The United States Court of Appeals for the Sixth Circuit has held that an oral sentence controls over a written sentence. United States v. Penson, 526 F.3d 331 (6th Cir. 2008); citing, inter alia, Sasser v. United States, 352 F.2d 796, 797 (6th Cir. 1965) (...[I]t is true that pronouncement of sentence represents the judgment of the court and... the order of judgment is merely evidence of the sentence....) Further, Fed. R. Crim. P. 35(c) states: "As used in this Rule [Correcting or Reducing a Sentence], sentencing' means the oral announcement of the sentence."

The Court notes that the Government did not object to the continuation of the sentencing hearing; indeed it offered documents, and testimony at the second hearing.[6] Whether this constitutes a waiver of any objection to the continuation of the sentencing hearing need not be decided, since the Court has not deviated from the sentence imposed on November 17, 2014.

The oral sentence imposed on November 17, 2014-80 months incarceration - after an extensive hearing and based on the evidence then before the Court, is reaffirmed.

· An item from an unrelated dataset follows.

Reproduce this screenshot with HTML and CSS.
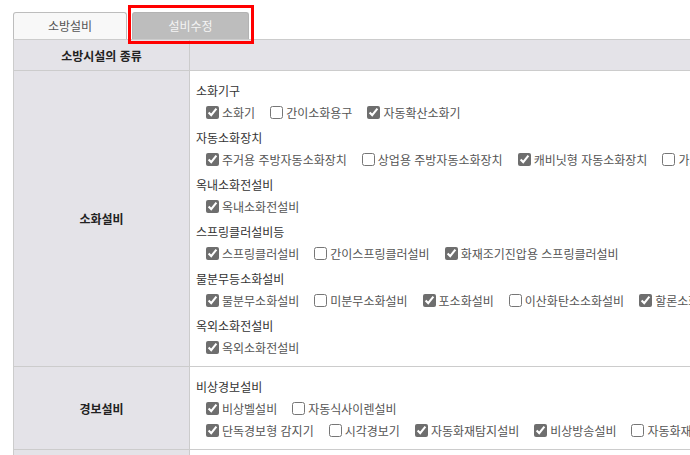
FILE: index.html
```html
<!DOCTYPE html>
<html lang="ko">
<head>
<meta charset="utf-8">
<title>소방설비</title>
<link rel="stylesheet" href="styles.css">
</head>
<body>
<div class="page">
  <div class="tabs">
    <div class="tab">소방설비</div>
    <div class="tab tab-active">설비수정<span class="highlight"></span></div>
  </div>
  <table class="facilities">
    <colgroup><col class="col-kind"><col></colgroup>
    <thead>
      <tr><th class="head">소방시설의 종류</th><th class="head"></th></tr>
    </thead>
    <tbody>
      <tr>
        <th class="cat">소화설비</th>
        <td class="opts">
          <div class="group">
            <div class="group-title">소화기구</div>
            <div class="opt-line">
              <label class="opt"><input type="checkbox" checked>소화기</label>
              <label class="opt"><input type="checkbox">간이소화용구</label>
              <label class="opt"><input type="checkbox" checked>자동확산소화기</label>
            </div>
          </div>
          <div class="group">
            <div class="group-title">자동소화장치</div>
            <div class="opt-line">
              <label class="opt"><input type="checkbox" checked>주거용 주방자동소화장치</label>
              <label class="opt"><input type="checkbox">상업용 주방자동소화장치</label>
              <label class="opt"><input type="checkbox" checked>캐비닛형 자동소화장치</label>
              <label class="opt"><input type="checkbox">가스자동소화장치</label>
            </div>
          </div>
          <div class="group">
            <div class="group-title">옥내소화전설비</div>
            <div class="opt-line">
              <label class="opt"><input type="checkbox" checked>옥내소화전설비</label>
            </div>
          </div>
          <div class="group">
            <div class="group-title">스프링클러설비등</div>
            <div class="opt-line">
              <label class="opt"><input type="checkbox" checked>스프링클러설비</label>
              <label class="opt"><input type="checkbox">간이스프링클러설비</label>
              <label class="opt"><input type="checkbox" checked>화재조기진압용 스프링클러설비</label>
            </div>
          </div>
          <div class="group">
            <div class="group-title">물분무등소화설비</div>
            <div class="opt-line">
              <label class="opt"><input type="checkbox" checked>물분무소화설비</label>
              <label class="opt"><input type="checkbox">미분무소화설비</label>
              <label class="opt"><input type="checkbox" checked>포소화설비</label>
              <label class="opt"><input type="checkbox">이산화탄소소화설비</label>
              <label class="opt"><input type="checkbox" checked>할론소화설비</label>
            </div>
          </div>
          <div class="group">
            <div class="group-title">옥외소화전설비</div>
            <div class="opt-line">
              <label class="opt"><input type="checkbox" checked>옥외소화전설비</label>
            </div>
          </div>
        </td>
      </tr>
      <tr>
        <th class="cat">경보설비</th>
        <td class="opts">
          <div class="group">
            <div class="group-title">비상경보설비</div>
            <div class="opt-line">
              <label class="opt"><input type="checkbox" checked>비상벨설비</label>
              <label class="opt"><input type="checkbox">자동식사이렌설비</label>
            </div>
            <div class="opt-line">
              <label class="opt"><input type="checkbox" checked>단독경보형 감지기</label>
              <label class="opt"><input type="checkbox">시각경보기</label>
              <label class="opt"><input type="checkbox" checked>자동화재탐지설비</label>
              <label class="opt"><input type="checkbox" checked>비상방송설비</label>
              <label class="opt"><input type="checkbox">자동화재속보설비</label>
            </div>
          </div>
        </td>
      </tr>
      <tr>
        <th class="cat">피난구조설비</th>
        <td class="opts">
          <div class="group">
            <div class="group-title">피난기구</div>
          </div>
        </td>
      </tr>
    </tbody>
  </table>
</div>
</body>
</html>
```

FILE: styles.css
```css
* { box-sizing: border-box; }

html, body {
  margin: 0;
  background: #ffffff;
  overflow: hidden;
}

body {
  font-family: "Noto Sans CJK KR", "Noto Sans", sans-serif;
  font-size: 12px;
  color: #333;
}

.page {
  padding: 12px 0 0 13px;
  width: 1100px;
}

.tabs {
  display: flex;
  height: 27px;
}

.tab {
  width: 114px;
  height: 27px;
  border: 1px solid #bdbdbd;
  border-bottom: 0;
  border-radius: 3px 3px 0 0;
  background: #f8f8f8;
  color: #555;
  text-align: center;
  line-height: 25px;
}

.tab-active {
  position: relative;
  margin-left: 5px;
  width: 117px;
  background: #bdbdbd;
  border-color: #b3b3b3;
  color: #f4f4f4;
}

.highlight {
  position: absolute;
  left: -5px;
  top: -8px;
  width: 126px;
  height: 39px;
  border: 3px solid #ff0000;
}

.facilities {
  border-collapse: collapse;
  width: 1000px;
  table-layout: fixed;
}

.col-kind { width: 176px; }

.facilities th,
.facilities td {
  border: 1px solid #cccccc;
  padding: 0;
}

.head {
  background: #e4e3e8;
  height: 31px;
  font-weight: 700;
  color: #222;
  text-align: center;
}

.cat {
  background: #e4e3e8;
  font-weight: 700;
  color: #222;
  text-align: center;
  vertical-align: middle;
}

.opts {
  padding: 10px 6px 8px 6px !important;
  white-space: nowrap;
  vertical-align: top;
}

.group + .group { margin-top: 5px; }

.group-title {
  line-height: 20px;
  color: #333;
}

.opt-line {
  display: flex;
  align-items: center;
  height: 22px;
  padding-left: 6px;
}

.opt {
  display: inline-flex;
  align-items: center;
  margin-right: 11px;
  color: #555;
}

.opt input {
  width: 13px;
  height: 13px;
  margin: 0 3px 0 4px;
  accent-color: #6e6e6e;
}
```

On the other hand, because the November 17, 2014 sentencing proceeding contained significant error with regard to the Holder Memorandum limitation on a Rule 11 appeal waiver, a continuation of the sentencing hearing was required.

The Court denies Defendant's Motion for Reconsideration of the 80 month sentence imposed by the Court from the bench on November 17, 2014. Because there may be a question of the expiration date of the Defendant's right to appeal on the ground of ineffective assistance of counsel, the Court will recall Defendant to Court within the next two weeks and again inform him of that right and inform him that if he is indigent, the Court would appoint counsel on appeal at no cost to him. After that advisory hearing, which will begin the 14 day period for filing an appeal, the Court will enter the Judgment and Commitment Order in this case.